Aim of the task
Find every line with the word "this". Copy those lines.

─── Records for processing

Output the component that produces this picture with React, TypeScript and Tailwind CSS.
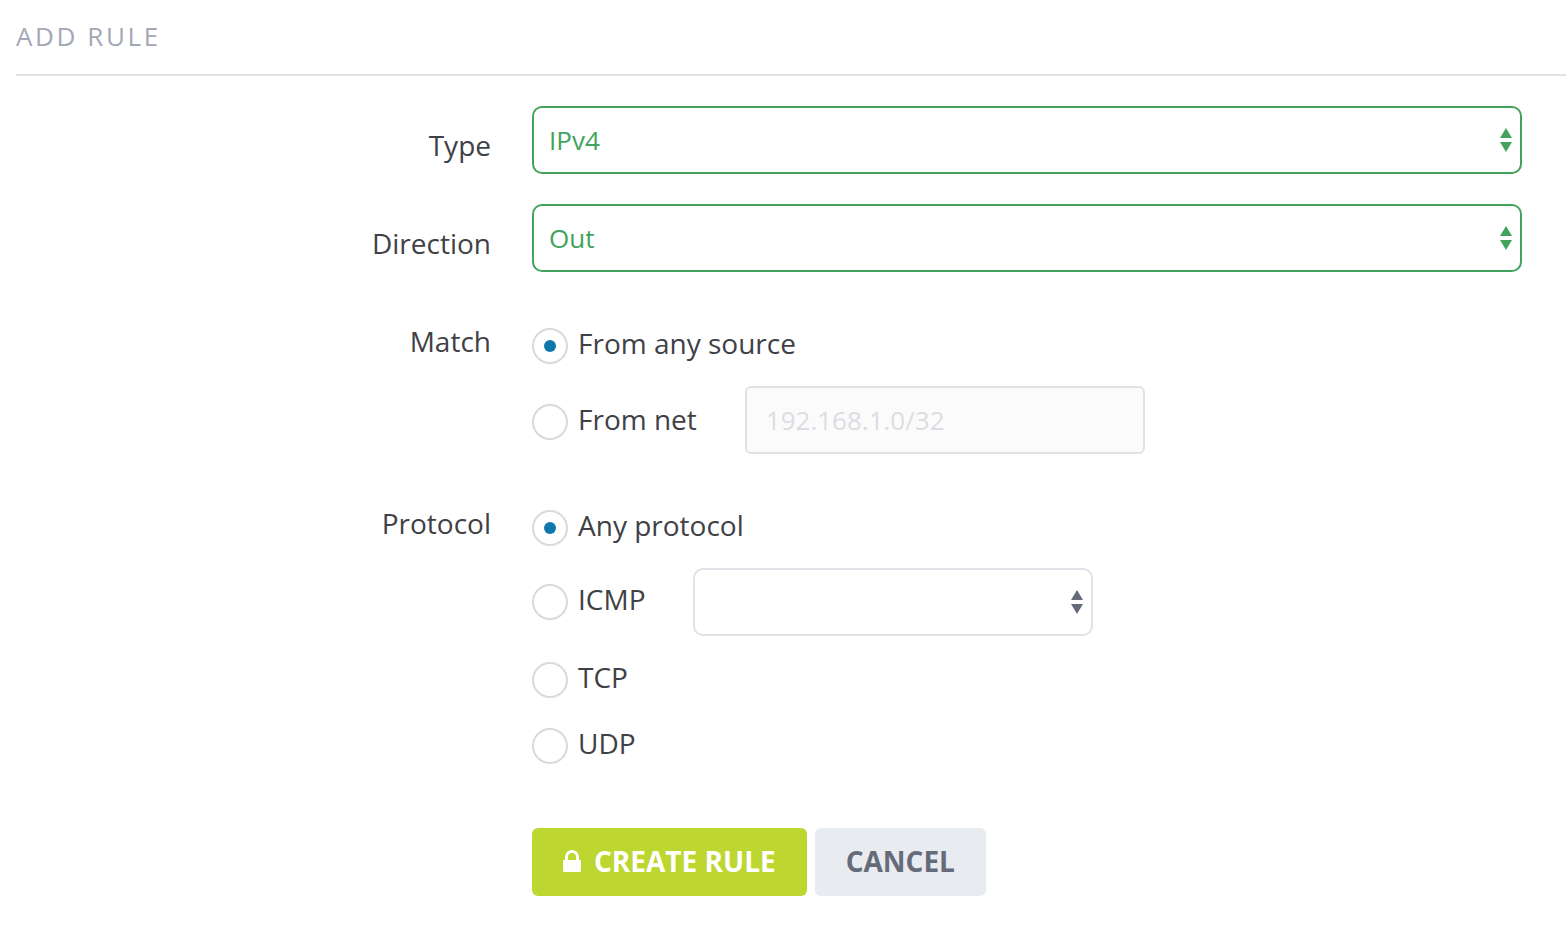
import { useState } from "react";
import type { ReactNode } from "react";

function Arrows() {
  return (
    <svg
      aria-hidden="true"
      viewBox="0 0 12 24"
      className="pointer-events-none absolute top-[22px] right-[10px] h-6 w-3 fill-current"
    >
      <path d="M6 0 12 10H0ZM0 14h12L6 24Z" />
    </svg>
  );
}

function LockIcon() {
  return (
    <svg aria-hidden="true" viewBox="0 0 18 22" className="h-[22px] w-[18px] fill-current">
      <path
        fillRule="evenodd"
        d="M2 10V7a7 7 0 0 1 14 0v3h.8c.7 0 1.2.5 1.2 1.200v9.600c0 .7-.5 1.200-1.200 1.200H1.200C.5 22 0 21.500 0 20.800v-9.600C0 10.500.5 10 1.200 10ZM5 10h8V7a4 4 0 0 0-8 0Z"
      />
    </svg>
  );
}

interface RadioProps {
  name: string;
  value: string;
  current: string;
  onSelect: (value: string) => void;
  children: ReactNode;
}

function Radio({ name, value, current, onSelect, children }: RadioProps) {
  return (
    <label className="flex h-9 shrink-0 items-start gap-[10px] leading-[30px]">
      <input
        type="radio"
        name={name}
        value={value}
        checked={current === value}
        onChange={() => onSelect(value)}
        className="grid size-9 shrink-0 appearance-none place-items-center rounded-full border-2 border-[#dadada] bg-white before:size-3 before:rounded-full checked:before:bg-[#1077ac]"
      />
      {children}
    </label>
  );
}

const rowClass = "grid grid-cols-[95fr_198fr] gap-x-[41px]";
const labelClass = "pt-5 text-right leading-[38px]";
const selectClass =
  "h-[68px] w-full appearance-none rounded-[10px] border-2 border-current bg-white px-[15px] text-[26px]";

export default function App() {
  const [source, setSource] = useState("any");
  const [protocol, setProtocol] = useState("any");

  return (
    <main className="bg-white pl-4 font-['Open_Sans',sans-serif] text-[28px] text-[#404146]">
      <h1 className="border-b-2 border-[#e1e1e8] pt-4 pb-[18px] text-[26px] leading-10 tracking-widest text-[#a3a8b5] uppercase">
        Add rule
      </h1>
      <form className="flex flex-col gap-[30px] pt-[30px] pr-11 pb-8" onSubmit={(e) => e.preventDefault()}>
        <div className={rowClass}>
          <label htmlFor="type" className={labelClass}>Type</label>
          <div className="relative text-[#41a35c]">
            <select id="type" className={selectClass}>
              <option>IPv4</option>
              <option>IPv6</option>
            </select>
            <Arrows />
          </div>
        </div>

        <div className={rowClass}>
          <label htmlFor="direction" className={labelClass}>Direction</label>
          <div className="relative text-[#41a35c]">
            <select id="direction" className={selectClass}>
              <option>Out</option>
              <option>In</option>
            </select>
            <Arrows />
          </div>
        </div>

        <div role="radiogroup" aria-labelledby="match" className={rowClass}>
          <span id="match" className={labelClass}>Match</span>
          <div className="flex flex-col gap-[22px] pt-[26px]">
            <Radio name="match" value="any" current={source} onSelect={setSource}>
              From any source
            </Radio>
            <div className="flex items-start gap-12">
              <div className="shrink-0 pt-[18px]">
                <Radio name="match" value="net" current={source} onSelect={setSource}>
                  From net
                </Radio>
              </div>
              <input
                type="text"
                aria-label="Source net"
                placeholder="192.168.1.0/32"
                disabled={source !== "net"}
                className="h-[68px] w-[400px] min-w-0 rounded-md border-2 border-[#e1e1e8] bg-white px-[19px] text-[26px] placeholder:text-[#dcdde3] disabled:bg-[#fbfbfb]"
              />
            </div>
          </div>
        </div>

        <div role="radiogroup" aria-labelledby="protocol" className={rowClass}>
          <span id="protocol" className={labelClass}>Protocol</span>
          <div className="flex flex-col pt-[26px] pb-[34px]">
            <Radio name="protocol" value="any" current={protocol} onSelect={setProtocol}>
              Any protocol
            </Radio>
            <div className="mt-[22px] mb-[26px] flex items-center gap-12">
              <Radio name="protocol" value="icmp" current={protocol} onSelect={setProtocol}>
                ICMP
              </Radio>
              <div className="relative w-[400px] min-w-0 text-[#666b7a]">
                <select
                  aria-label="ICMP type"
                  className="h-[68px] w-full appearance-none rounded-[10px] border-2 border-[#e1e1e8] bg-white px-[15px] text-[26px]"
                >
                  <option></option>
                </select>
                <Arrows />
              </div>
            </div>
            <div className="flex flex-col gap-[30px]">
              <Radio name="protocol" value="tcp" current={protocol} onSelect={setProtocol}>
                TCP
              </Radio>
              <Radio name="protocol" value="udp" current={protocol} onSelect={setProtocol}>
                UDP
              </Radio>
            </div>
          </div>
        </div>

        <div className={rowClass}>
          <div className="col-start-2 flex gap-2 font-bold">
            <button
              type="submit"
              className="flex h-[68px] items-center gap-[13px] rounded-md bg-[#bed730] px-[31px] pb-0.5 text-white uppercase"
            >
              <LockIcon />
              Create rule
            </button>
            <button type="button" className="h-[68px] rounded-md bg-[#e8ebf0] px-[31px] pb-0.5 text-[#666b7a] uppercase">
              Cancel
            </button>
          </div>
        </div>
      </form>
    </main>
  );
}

──────
─── Records for processing

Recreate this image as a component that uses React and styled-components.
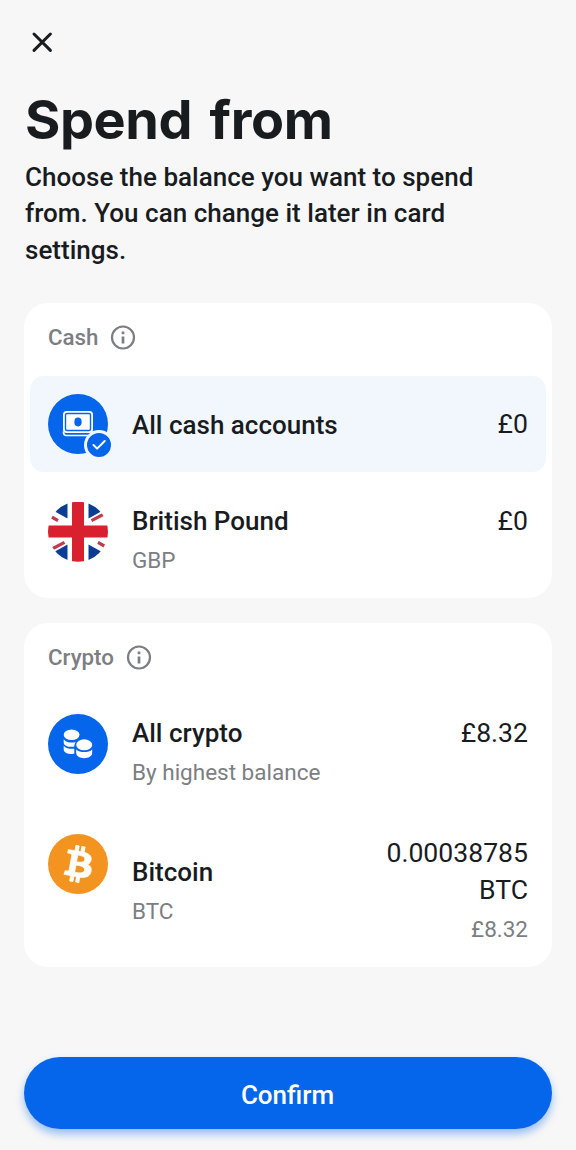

──────
─── Records for processing

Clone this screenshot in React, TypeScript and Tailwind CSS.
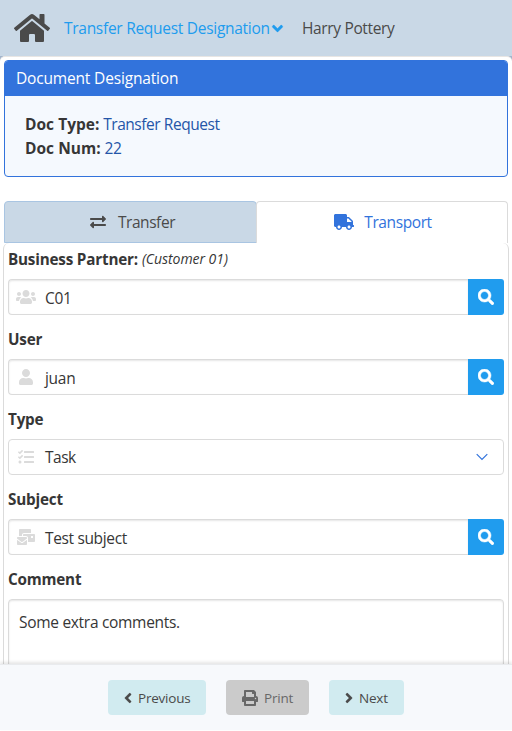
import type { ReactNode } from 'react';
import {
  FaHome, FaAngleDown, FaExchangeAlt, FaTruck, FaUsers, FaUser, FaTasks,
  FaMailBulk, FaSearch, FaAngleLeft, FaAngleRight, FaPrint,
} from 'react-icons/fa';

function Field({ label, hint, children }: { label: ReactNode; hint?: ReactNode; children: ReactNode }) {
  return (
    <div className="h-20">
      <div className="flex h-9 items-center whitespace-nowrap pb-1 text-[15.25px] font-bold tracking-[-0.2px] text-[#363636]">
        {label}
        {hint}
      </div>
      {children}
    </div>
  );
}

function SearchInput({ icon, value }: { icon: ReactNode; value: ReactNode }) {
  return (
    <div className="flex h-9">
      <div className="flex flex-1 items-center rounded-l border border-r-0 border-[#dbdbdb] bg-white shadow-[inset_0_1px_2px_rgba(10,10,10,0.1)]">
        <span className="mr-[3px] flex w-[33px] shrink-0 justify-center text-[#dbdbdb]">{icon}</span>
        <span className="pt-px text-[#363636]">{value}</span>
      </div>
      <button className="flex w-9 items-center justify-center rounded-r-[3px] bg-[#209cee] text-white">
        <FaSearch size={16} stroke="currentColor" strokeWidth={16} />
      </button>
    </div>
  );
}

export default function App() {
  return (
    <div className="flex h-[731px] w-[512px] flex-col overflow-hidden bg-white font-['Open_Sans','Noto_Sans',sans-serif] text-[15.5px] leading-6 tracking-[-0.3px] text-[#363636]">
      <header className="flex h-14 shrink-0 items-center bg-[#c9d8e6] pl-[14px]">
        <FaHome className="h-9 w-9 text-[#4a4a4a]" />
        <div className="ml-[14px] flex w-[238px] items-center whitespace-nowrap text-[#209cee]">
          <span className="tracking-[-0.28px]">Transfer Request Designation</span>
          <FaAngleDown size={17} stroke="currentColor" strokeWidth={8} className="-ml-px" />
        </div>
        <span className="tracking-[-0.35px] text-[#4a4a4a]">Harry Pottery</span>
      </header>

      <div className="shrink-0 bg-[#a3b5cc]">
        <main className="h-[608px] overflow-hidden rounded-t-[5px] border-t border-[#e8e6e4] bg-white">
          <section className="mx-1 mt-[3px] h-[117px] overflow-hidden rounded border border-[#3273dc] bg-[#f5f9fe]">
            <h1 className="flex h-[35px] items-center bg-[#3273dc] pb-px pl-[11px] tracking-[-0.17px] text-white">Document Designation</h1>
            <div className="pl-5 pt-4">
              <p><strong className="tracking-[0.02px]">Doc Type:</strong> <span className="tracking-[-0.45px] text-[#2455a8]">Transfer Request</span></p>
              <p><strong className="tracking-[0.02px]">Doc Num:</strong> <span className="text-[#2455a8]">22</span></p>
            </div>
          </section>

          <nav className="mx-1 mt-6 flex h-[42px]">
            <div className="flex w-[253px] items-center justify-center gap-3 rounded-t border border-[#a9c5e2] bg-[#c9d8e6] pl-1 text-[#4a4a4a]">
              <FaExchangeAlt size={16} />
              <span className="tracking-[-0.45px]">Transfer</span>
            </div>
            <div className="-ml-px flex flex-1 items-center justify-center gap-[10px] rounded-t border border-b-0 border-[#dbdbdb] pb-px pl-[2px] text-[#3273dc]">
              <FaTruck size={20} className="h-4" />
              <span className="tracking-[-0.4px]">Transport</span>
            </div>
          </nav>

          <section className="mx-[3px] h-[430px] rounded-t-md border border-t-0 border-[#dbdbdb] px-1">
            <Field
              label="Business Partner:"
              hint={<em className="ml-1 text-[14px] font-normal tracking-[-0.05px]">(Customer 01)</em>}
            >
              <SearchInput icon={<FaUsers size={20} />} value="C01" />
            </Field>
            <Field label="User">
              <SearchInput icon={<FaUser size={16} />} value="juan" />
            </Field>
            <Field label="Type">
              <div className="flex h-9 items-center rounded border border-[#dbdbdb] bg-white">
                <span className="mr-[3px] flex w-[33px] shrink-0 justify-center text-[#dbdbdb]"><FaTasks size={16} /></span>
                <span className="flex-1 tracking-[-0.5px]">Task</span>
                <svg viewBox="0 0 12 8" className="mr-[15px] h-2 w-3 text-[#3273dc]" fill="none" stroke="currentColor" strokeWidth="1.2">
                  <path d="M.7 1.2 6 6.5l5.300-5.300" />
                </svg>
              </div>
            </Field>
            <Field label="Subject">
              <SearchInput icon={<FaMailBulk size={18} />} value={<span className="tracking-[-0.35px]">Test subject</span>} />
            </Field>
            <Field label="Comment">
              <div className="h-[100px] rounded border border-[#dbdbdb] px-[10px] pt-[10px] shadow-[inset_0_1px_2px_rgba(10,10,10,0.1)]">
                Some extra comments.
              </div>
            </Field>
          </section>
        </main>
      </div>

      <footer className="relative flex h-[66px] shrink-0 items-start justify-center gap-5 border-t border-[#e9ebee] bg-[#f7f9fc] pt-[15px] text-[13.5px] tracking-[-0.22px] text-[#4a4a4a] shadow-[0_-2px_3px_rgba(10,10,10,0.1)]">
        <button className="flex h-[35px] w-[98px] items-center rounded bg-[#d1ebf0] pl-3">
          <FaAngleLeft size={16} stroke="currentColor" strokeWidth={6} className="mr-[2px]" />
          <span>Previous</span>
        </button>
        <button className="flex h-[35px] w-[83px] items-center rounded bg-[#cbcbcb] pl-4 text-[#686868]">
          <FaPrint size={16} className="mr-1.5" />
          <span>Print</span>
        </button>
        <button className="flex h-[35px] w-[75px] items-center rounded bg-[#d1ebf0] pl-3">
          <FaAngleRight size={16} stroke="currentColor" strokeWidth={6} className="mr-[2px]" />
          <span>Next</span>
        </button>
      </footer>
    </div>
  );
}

──────

Output
Output the component that produces this picture with React, TypeScript and Tailwind CSS.
Recreate this image as a component that uses React and styled-components.
Clone this screenshot in React, TypeScript and Tailwind CSS.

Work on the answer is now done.